● **What this task involves**: Reproduce exactly the lines below, from the first one through the line containing "useId, type ReactNode", and omit any pictures.

● **Data block**:
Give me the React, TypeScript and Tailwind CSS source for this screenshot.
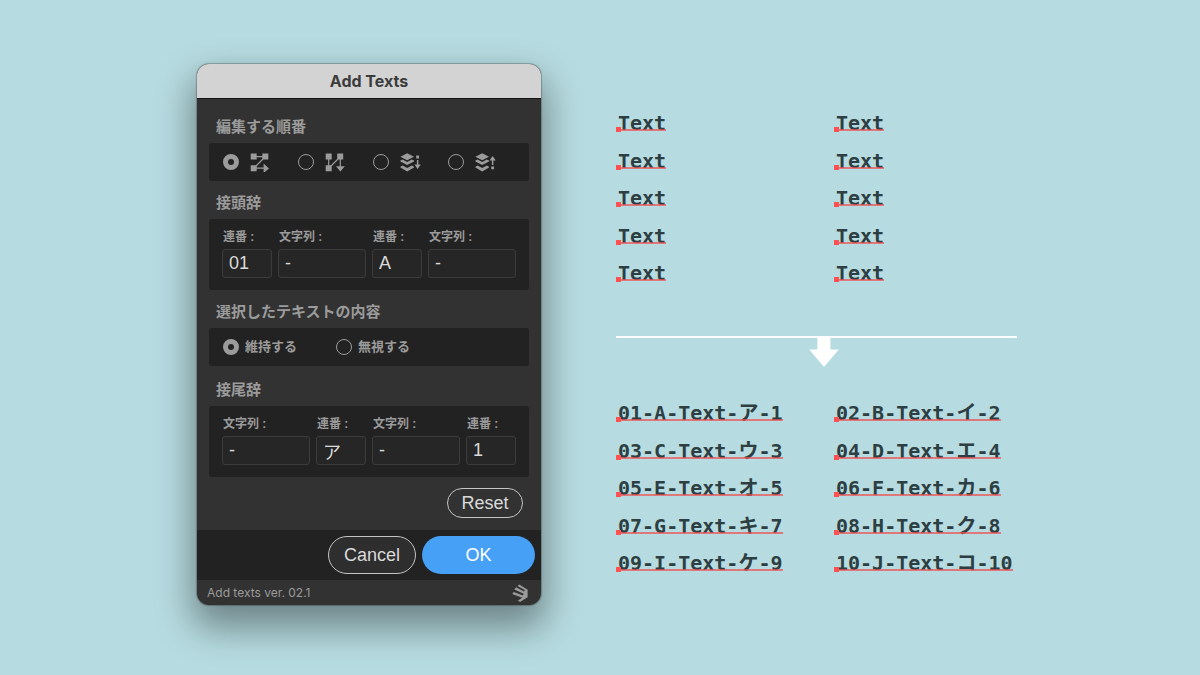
import { useId, type ReactNode } from "react";

const ORDERS = [
  { name: "row", icon: <RowOrderIcon /> },
  { name: "column", icon: <ColumnOrderIcon /> },
  { name: "layer down", icon: <LayerDownIcon /> },
  { name: "layer up", icon: <LayerUpIcon /> },
];

const PREFIX = [
  { label: "連番 :", value: "01" },
  { label: "文字列 :", value: "-", wide: true },
  { label: "連番 :", value: "A" },
  { label: "文字列 :", value: "-", wide: true },
];

const SUFFIX = [
  { label: "文字列 :", value: "-", wide: true },
  { label: "連番 :", value: "ア" },
  { label: "文字列 :", value: "-", wide: true },
  { label: "連番 :", value: "1" },
];

const BEFORE = Array.from({ length: 10 }, () => "Text");

const AFTER = [
  "01-A-Text-ア-1",
  "02-B-Text-イ-2",
  "03-C-Text-ウ-3",
  "04-D-Text-エ-4",
  "05-E-Text-オ-5",
  "06-F-Text-カ-6",
  "07-G-Text-キ-7",
  "08-H-Text-ク-8",
  "09-I-Text-ケ-9",
  "10-J-Text-コ-10",
];

function RowOrderIcon() {
  return (
    <svg viewBox="0 0 20 20" className="size-5" fill="currentColor" stroke="currentColor" aria-hidden="true">
      <path stroke="none" d="M.7 1.6h6v6h-6zM12.3 1.6h6v6h-6zM.7 13.2h6v6h-6zM13.6 11.6l5.4 4.8-5.4 4.6z" />
      <path fill="none" strokeWidth="1.2" d="M6 4.6h7M13 7L6 14M6 16.2h9" />
    </svg>
  );
}

function ColumnOrderIcon() {
  return (
    <svg viewBox="0 0 20 20" className="size-5" fill="currentColor" stroke="currentColor" aria-hidden="true">
      <path stroke="none" d="M.7 1.6h6v6h-6zM12.2 1.6h6v6h-6zM.7 13.2h6v6h-6zM11 14.2h8.8l-4.4 5.4z" />
      <path fill="none" strokeWidth="1.2" d="M3.7 7v7M6 14l7-7M15.3 7v9" />
    </svg>
  );
}

function Layers() {
  return (
    <>
      <path d="M7.2 1.2l6.8 3.5-6.8 3.5L.4 4.7z" />
      <path d="M.4 8.6l2.2-1.1 4.6 2.4 4.6-2.4L14 8.6v.9l-6.8 3.6L.4 9.5z" />
      <path d="M.4 14.8l2.2-1.2 4.6 2.4 4.6-2.4 2.2 1.2v.8l-6.8 3.8-6.8-3.8z" />
    </>
  );
}

function LayerDownIcon() {
  return (
    <svg viewBox="0 0 22 20" className="h-5 w-[22px]" fill="currentColor" aria-hidden="true">
      <Layers />
      <path d="M16.2 3.6h2.9v2.9h-2.9zM16.9 8h1.5v4.4h2.4L17.6 17l-3.1-4.6h2.4z" />
    </svg>
  );
}

function LayerUpIcon() {
  return (
    <svg viewBox="0 0 22 20" className="h-5 w-[22px]" fill="currentColor" aria-hidden="true">
      <Layers />
      <path d="M16.2 14.4h2.9v2.9h-2.9zM16.9 13h1.5V8.6h2.4L17.6 4l-3.1 4.6h2.4z" />
    </svg>
  );
}

function Logo() {
  return (
    <svg viewBox="0 0 16 18" className="h-[18px] w-4" fill="currentColor" aria-hidden="true">
      <path d="M7.3.6l8.3 5.2v7.4L8 18l-2-1.6 4.2-2.6L.2 10l1.6-2 9 3.4 1-1.6L2.3 5.4 4 3.3l8 4.2.8-1.6L5.5 2z" />
    </svg>
  );
}

function Section({ title, className, children }: { title: string; className: string; children: ReactNode }) {
  return (
    <fieldset>
      <legend className={`w-full pb-0.5 pl-[7px] text-[15px] font-semibold leading-7 text-[#9b9b9b] ${className}`}>
        {title}
      </legend>
      <div className="rounded-[3px] bg-[#222]">{children}</div>
    </fieldset>
  );
}

function Radio({ group, checked, name, children }: { group: string; checked: boolean; name?: string; children: ReactNode }) {
  return (
    <label className="flex items-center">
      <input
        type="radio"
        name={group}
        defaultChecked={checked}
        aria-label={name}
        className="size-4 shrink-0 appearance-none rounded-full border border-[#9b9b9b] checked:border-[5px]"
      />
      {children}
    </label>
  );
}

function Fields({ items }: { items: { label: string; value: string; wide?: boolean }[] }) {
  const id = useId();
  return (
    <div className="flex gap-1.5 px-[13px] pt-[9px] pb-3">
      {items.map((f, i) => (
        <div key={i} className={f.wide ? "w-[88px]" : "w-[50px]"}>
          <label htmlFor={`${id}-${i}`} className="block pl-px text-xs font-semibold leading-[18px] text-[#9b9b9b]">
            {f.label}
          </label>
          <input
            id={`${id}-${i}`}
            type="text"
            defaultValue={f.value}
            className="mt-[3px] block h-[29px] w-full rounded-[3px] border border-[#3c3c3c] bg-[#262626] px-1.5 text-lg text-[#dadada]"
          />
        </div>
      ))}
    </div>
  );
}

function Dialog() {
  return (
    <form
      role="dialog"
      aria-label="Add Texts"
      onSubmit={(e) => e.preventDefault()}
      className="w-[344px] shrink-0 overflow-hidden rounded-xl bg-[#323232] font-['Liberation_Sans','Noto_Sans_CJK_JP',sans-serif] shadow-[0_0_1px_1px_rgba(0,0,0,0.25),0_18px_36px_4px_rgba(0,0,0,0.4)]"
    >
      <h1 className="border-b border-[#161616] bg-[#d3d3d3] text-center font-['Inter',sans-serif] text-base font-bold leading-[34px] text-[#3c3c3c]">
        Add Texts
      </h1>

      <div className="px-3 pt-1.5 pb-3">
        <Section title="編集する順番" className="pt-2">
          <div className="grid h-[38px] grid-cols-[repeat(4,75px)] items-center pl-3.5 text-[#9b9b9b]">
            {ORDERS.map((o, i) => (
              <Radio key={o.name} group="order" checked={i === 0} name={o.name}>
                <span className="pl-[11px]">{o.icon}</span>
              </Radio>
            ))}
          </div>
        </Section>

        <Section title="接頭辞" className="pt-2">
          <Fields items={PREFIX} />
        </Section>

        <Section title="選択したテキストの内容" className="pt-2">
          <div className="grid h-[38px] grid-cols-[repeat(2,113px)] items-center pl-3.5 text-[13px] font-semibold text-[#9b9b9b]">
            <Radio group="content" checked>
              <span className="pl-1.5">維持する</span>
            </Radio>
            <Radio group="content" checked={false}>
              <span className="pl-1.5">無視する</span>
            </Radio>
          </div>
        </Section>

        <Section title="接尾辞" className="pt-2.5">
          <Fields items={SUFFIX} />
        </Section>

        <div className="flex justify-end pt-[11px] pr-1.5">
          <button type="reset" className="h-[30px] w-[76px] rounded-full border border-[#c4c4c4] text-lg leading-7 text-[#dadada]">
            Reset
          </button>
        </div>
      </div>

      <div className="flex justify-end gap-1.5 bg-[#222] p-1.5">
        <button type="button" className="h-[38px] w-[88px] rounded-full border border-[#c4c4c4] bg-[#2e2e2e] text-lg text-[#dadada]">
          Cancel
        </button>
        <button type="submit" className="h-[38px] w-[113px] rounded-full bg-[#46a0f5] text-lg text-white">
          OK
        </button>
      </div>

      <div className="flex h-[25px] items-center justify-between pr-[13px] pl-2.5 text-[#9b9b9b]">
        <span className="font-['Inter',sans-serif] text-xs">Add texts ver. 02.1</span>
        <Logo />
      </div>
    </form>
  );
}

function TextList({ items }: { items: string[] }) {
  return (
    <ul className="grid grid-cols-[218px_1fr] grid-rows-[38px_37px_38px_37px_24px] font-['DejaVu_Sans_Mono','Noto_Sans_CJK_JP',monospace] text-xl font-bold text-[#2d3f42]">
      {items.map((text, i) => (
        <li key={i} className="relative h-6 w-fit pl-0.5 leading-6 whitespace-nowrap">
          {text}
          {/* baseline with its anchor point */}
          <span className="absolute inset-x-0 bottom-1 h-0.5 bg-[#f04e50]/70" />
          <span className="absolute bottom-[3px] left-0 size-[5px] bg-[#ff5052]" />
        </li>
      ))}
    </ul>
  );
}

export default function App() {
  return (
    <main className="flex min-h-screen items-start justify-center gap-[75px] bg-[#b6dbe0] pt-16 pb-[70px] pl-3.5">
      <Dialog />
      <section className="w-[401px] shrink-0 pt-[47px]">
        <TextList items={BEFORE} />
        <div className="mt-[51px] mb-[33px] flex justify-center border-t-2 border-white pl-3.5">
          <svg viewBox="0 0 30 30" className="h-[30px] w-[30px]" fill="#fff" aria-hidden="true">
            <path d="M8.4 0h13v11.4h8.4L15 28.9.2 11.4h8.2z" />
          </svg>
        </div>
        <TextList items={AFTER} />
      </section>
    </main>
  );
}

● **Result below**:
Give me the React, TypeScript and Tailwind CSS source for this screenshot.
import { useId, type ReactNode } from "react";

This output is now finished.